====== GIVEN DATA ======

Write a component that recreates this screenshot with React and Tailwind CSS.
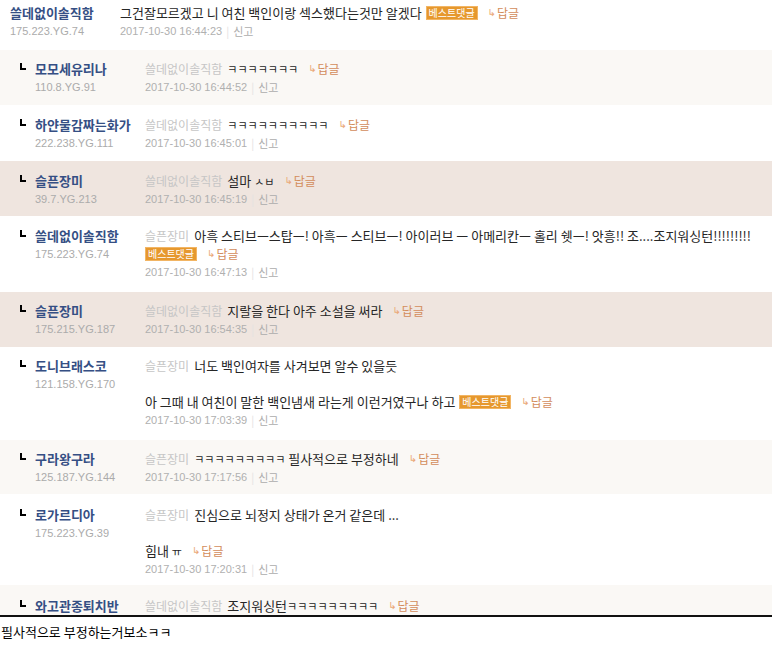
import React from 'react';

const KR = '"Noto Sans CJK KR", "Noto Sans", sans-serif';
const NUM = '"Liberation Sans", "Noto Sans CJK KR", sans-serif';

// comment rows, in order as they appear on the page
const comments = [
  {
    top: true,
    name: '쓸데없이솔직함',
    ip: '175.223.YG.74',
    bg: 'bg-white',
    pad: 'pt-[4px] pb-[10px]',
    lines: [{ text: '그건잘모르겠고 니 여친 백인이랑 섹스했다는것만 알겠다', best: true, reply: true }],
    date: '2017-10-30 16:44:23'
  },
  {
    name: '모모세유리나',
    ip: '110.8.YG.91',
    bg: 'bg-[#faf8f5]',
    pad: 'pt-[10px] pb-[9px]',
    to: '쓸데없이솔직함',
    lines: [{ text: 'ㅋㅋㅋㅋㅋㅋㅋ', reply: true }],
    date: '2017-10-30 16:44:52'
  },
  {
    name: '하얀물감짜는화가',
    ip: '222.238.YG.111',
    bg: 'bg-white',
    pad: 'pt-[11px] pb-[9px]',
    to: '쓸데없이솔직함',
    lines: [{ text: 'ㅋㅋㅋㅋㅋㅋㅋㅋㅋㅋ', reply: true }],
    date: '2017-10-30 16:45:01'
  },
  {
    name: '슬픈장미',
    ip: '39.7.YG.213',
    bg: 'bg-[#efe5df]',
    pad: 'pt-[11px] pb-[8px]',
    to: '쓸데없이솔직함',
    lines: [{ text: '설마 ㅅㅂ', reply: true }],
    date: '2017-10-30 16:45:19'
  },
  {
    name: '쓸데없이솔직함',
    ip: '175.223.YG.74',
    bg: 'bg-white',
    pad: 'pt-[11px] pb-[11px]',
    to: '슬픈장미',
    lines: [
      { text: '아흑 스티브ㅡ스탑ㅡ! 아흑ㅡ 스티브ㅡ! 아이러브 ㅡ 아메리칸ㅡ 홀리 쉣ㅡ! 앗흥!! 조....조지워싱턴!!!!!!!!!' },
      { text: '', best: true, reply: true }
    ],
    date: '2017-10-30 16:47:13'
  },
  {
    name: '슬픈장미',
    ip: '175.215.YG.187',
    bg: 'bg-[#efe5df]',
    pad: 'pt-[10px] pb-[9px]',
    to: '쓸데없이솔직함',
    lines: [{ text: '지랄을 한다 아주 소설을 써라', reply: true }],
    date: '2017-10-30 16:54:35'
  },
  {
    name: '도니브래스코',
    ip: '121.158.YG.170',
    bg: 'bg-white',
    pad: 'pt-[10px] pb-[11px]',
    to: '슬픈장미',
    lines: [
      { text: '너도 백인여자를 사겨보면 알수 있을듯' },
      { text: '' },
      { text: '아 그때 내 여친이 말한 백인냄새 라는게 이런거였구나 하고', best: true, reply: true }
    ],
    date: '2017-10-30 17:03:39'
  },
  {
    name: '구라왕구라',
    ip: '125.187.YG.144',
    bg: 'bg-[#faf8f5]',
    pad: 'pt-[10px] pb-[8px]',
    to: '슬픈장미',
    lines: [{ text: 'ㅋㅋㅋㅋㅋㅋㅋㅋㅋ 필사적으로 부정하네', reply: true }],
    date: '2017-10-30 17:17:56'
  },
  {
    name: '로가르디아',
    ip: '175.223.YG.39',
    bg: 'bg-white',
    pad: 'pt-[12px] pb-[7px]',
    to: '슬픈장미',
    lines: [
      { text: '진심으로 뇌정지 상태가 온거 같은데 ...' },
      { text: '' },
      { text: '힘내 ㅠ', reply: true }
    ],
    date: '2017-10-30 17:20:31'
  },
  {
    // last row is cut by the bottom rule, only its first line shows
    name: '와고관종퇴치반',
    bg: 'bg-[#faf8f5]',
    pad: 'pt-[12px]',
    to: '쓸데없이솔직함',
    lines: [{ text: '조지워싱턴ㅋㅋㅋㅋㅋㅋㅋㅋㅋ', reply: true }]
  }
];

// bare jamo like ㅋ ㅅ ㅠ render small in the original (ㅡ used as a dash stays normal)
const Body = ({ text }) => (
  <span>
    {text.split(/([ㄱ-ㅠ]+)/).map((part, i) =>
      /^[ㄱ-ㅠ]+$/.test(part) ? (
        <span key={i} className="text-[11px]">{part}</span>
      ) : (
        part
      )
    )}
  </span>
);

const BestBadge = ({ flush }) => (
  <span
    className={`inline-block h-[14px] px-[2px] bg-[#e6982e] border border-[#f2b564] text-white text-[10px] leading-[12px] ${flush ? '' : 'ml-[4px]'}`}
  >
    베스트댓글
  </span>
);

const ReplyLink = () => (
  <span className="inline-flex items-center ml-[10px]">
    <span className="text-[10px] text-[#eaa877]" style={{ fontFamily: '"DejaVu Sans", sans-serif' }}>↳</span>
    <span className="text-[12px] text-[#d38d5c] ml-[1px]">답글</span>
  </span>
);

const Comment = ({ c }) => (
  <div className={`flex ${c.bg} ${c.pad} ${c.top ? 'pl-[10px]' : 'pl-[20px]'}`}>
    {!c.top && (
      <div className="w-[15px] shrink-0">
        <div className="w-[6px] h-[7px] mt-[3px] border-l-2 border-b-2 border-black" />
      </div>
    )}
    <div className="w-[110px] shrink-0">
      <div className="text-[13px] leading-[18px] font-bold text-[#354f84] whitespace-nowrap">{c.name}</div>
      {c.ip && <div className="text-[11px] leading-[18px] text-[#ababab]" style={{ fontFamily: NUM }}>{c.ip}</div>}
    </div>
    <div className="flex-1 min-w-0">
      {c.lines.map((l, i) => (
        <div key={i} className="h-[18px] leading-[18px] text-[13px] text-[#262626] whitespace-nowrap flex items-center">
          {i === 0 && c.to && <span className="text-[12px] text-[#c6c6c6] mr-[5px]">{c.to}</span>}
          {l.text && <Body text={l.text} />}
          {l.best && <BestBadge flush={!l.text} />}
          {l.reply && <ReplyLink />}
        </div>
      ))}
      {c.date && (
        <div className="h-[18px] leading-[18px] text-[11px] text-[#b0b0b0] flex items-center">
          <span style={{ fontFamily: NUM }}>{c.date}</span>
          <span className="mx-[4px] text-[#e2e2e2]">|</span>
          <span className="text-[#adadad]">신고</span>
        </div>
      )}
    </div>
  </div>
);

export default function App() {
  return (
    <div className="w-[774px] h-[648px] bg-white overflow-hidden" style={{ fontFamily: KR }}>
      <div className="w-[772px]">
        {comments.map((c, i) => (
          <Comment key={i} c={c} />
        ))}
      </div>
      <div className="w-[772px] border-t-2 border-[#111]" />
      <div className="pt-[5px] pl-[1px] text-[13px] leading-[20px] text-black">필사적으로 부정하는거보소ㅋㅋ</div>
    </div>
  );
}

======
====== GIVEN DATA ======

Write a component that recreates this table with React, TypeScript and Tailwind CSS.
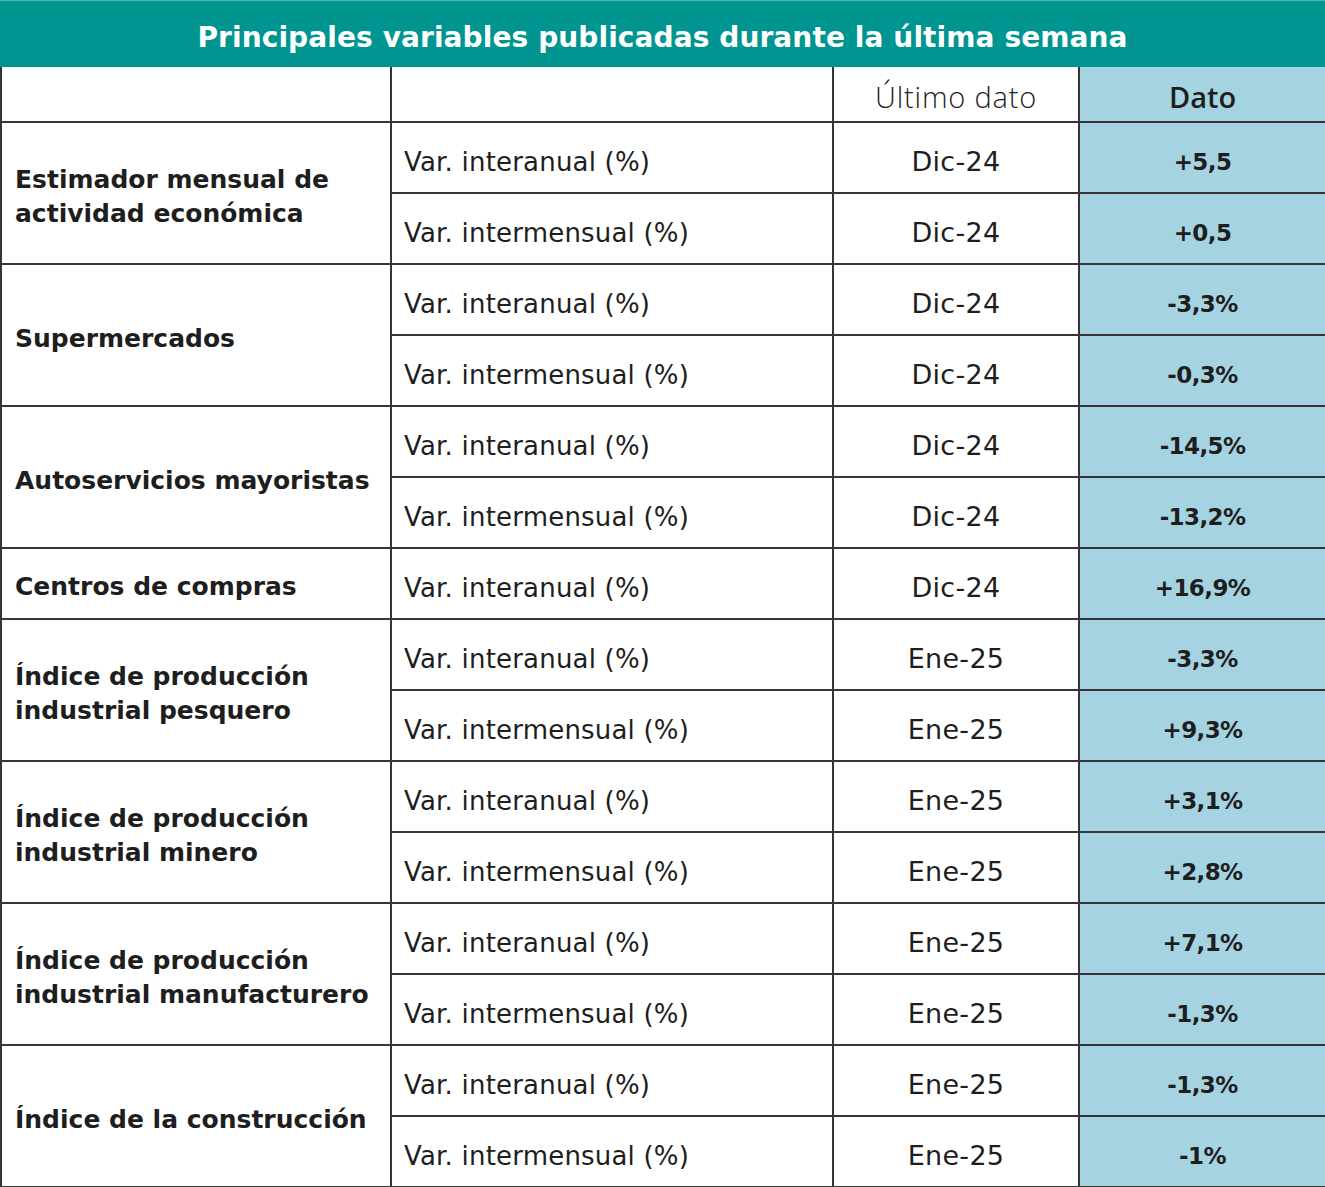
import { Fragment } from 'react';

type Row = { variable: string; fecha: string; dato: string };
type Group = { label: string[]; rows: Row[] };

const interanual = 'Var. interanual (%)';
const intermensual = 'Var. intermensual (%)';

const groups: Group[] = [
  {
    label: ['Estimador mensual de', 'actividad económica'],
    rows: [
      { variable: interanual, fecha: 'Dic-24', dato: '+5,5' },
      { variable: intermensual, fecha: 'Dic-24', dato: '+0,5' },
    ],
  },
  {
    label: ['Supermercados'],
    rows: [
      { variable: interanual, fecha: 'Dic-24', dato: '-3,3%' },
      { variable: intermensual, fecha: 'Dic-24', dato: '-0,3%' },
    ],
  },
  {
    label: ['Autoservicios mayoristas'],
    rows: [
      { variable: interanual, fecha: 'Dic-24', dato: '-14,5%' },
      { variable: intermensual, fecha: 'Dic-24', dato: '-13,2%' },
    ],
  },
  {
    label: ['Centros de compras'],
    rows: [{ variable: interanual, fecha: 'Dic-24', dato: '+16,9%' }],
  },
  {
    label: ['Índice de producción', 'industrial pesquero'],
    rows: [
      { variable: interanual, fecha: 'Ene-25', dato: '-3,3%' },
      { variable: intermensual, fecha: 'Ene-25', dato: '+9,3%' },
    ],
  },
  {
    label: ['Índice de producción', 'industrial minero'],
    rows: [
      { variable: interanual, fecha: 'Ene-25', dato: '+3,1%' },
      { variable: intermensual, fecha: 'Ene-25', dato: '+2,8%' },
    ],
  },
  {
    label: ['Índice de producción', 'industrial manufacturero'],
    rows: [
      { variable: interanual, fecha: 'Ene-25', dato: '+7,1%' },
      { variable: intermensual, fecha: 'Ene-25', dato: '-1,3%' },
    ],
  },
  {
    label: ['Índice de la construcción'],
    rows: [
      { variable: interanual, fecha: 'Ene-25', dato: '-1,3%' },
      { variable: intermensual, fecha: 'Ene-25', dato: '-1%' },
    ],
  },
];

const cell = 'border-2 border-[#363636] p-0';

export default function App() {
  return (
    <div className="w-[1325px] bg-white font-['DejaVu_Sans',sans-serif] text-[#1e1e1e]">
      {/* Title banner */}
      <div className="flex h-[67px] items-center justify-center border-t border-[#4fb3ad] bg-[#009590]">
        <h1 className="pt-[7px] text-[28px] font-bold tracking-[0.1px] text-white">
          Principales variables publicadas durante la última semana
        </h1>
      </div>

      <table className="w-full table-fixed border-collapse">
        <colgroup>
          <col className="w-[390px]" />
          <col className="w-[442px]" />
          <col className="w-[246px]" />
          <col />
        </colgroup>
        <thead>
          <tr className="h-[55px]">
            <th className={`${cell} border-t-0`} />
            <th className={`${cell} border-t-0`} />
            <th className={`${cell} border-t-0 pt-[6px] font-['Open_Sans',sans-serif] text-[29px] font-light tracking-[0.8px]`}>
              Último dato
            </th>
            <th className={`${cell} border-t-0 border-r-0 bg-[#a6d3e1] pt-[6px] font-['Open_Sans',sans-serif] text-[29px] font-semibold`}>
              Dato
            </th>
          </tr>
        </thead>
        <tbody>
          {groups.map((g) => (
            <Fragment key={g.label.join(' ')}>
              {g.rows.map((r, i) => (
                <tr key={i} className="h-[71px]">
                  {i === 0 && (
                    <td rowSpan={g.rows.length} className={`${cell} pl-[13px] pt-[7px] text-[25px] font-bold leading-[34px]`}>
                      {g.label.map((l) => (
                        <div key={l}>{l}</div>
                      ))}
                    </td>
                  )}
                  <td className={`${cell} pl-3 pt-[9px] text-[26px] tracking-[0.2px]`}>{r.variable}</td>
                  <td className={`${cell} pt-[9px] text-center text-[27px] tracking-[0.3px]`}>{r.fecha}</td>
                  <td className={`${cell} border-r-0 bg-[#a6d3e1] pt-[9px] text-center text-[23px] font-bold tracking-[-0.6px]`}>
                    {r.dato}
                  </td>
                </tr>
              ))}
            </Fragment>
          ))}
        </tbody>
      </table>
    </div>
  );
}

======
====== GIVEN DATA ======

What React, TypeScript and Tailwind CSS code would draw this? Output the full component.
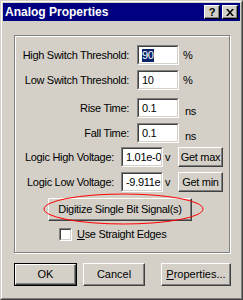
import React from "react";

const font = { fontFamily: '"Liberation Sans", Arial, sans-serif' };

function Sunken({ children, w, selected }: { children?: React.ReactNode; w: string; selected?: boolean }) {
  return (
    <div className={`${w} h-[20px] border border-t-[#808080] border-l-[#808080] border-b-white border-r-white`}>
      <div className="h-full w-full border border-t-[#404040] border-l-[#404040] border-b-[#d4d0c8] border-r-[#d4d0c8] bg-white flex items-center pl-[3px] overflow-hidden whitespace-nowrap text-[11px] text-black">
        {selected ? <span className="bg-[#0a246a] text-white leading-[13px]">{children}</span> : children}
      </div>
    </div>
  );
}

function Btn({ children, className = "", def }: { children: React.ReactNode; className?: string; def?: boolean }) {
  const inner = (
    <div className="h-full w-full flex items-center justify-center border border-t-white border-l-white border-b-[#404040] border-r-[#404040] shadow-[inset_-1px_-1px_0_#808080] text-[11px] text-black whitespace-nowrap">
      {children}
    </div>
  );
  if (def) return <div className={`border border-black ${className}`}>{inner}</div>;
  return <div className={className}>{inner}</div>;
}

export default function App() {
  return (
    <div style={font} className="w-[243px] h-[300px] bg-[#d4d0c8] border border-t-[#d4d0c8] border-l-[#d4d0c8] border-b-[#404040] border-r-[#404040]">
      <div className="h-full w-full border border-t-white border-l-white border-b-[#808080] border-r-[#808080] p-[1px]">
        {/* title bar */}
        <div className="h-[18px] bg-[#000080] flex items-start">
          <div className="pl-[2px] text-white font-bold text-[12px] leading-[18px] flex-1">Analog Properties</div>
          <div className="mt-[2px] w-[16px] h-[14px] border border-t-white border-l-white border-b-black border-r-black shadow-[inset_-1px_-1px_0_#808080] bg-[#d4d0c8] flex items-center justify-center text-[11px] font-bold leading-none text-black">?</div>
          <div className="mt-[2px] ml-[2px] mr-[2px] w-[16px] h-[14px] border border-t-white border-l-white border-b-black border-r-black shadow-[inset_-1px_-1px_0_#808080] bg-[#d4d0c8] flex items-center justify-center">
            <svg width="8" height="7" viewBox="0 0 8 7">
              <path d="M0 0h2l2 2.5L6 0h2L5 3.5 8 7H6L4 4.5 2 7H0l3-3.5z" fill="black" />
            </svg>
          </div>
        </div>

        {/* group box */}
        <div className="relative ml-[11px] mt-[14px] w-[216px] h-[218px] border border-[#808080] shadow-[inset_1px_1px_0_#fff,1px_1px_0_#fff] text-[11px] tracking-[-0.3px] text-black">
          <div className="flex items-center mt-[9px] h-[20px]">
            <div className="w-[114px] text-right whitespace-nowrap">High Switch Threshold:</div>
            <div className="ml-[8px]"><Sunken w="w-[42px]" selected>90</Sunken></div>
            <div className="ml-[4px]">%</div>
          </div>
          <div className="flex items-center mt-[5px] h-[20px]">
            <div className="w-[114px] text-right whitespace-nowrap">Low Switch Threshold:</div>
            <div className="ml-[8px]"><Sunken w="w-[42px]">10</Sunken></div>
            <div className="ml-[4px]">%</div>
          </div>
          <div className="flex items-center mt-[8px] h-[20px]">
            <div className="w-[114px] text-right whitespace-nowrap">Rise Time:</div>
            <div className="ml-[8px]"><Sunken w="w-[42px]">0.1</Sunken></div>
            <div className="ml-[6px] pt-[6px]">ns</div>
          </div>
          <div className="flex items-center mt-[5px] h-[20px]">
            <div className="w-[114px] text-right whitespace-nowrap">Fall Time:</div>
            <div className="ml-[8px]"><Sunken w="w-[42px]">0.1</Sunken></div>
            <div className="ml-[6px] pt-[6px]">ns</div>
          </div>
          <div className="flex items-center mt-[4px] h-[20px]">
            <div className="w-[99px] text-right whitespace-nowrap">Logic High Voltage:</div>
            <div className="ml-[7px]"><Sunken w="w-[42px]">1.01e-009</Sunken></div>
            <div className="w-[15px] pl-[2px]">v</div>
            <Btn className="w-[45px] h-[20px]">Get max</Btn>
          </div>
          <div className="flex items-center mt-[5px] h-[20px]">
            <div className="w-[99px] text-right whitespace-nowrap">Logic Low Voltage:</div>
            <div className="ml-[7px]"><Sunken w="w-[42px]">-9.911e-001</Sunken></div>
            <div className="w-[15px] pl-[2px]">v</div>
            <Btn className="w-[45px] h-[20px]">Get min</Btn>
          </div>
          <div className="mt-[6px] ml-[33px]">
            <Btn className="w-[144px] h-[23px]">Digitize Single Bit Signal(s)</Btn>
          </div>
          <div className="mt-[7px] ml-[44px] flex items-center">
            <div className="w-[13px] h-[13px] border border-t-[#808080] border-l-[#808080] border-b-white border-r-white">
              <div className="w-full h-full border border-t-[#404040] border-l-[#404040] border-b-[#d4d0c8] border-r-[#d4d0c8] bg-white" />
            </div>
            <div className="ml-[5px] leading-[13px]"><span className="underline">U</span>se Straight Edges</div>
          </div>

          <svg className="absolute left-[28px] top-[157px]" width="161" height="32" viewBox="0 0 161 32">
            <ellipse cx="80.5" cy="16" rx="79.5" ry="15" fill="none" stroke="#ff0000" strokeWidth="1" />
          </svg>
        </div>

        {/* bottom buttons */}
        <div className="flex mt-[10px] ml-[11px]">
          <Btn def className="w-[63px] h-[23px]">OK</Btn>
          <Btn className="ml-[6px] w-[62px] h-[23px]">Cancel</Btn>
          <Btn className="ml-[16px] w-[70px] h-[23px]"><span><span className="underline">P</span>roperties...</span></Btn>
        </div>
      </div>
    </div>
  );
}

======

* **EXERCISE TASK**: Your task is to reproduce only the lines from the one with "Write a component that recreates this table" through the one with "string[]; rows: Row[]", keeping both ends. Skip every picture.

* **RESULT**:
Write a component that recreates this table with React, TypeScript and Tailwind CSS.
import { Fragment } from 'react';

type Row = { variable: string; fecha: string; dato: string };
type Group = { label: string[]; rows: Row[] };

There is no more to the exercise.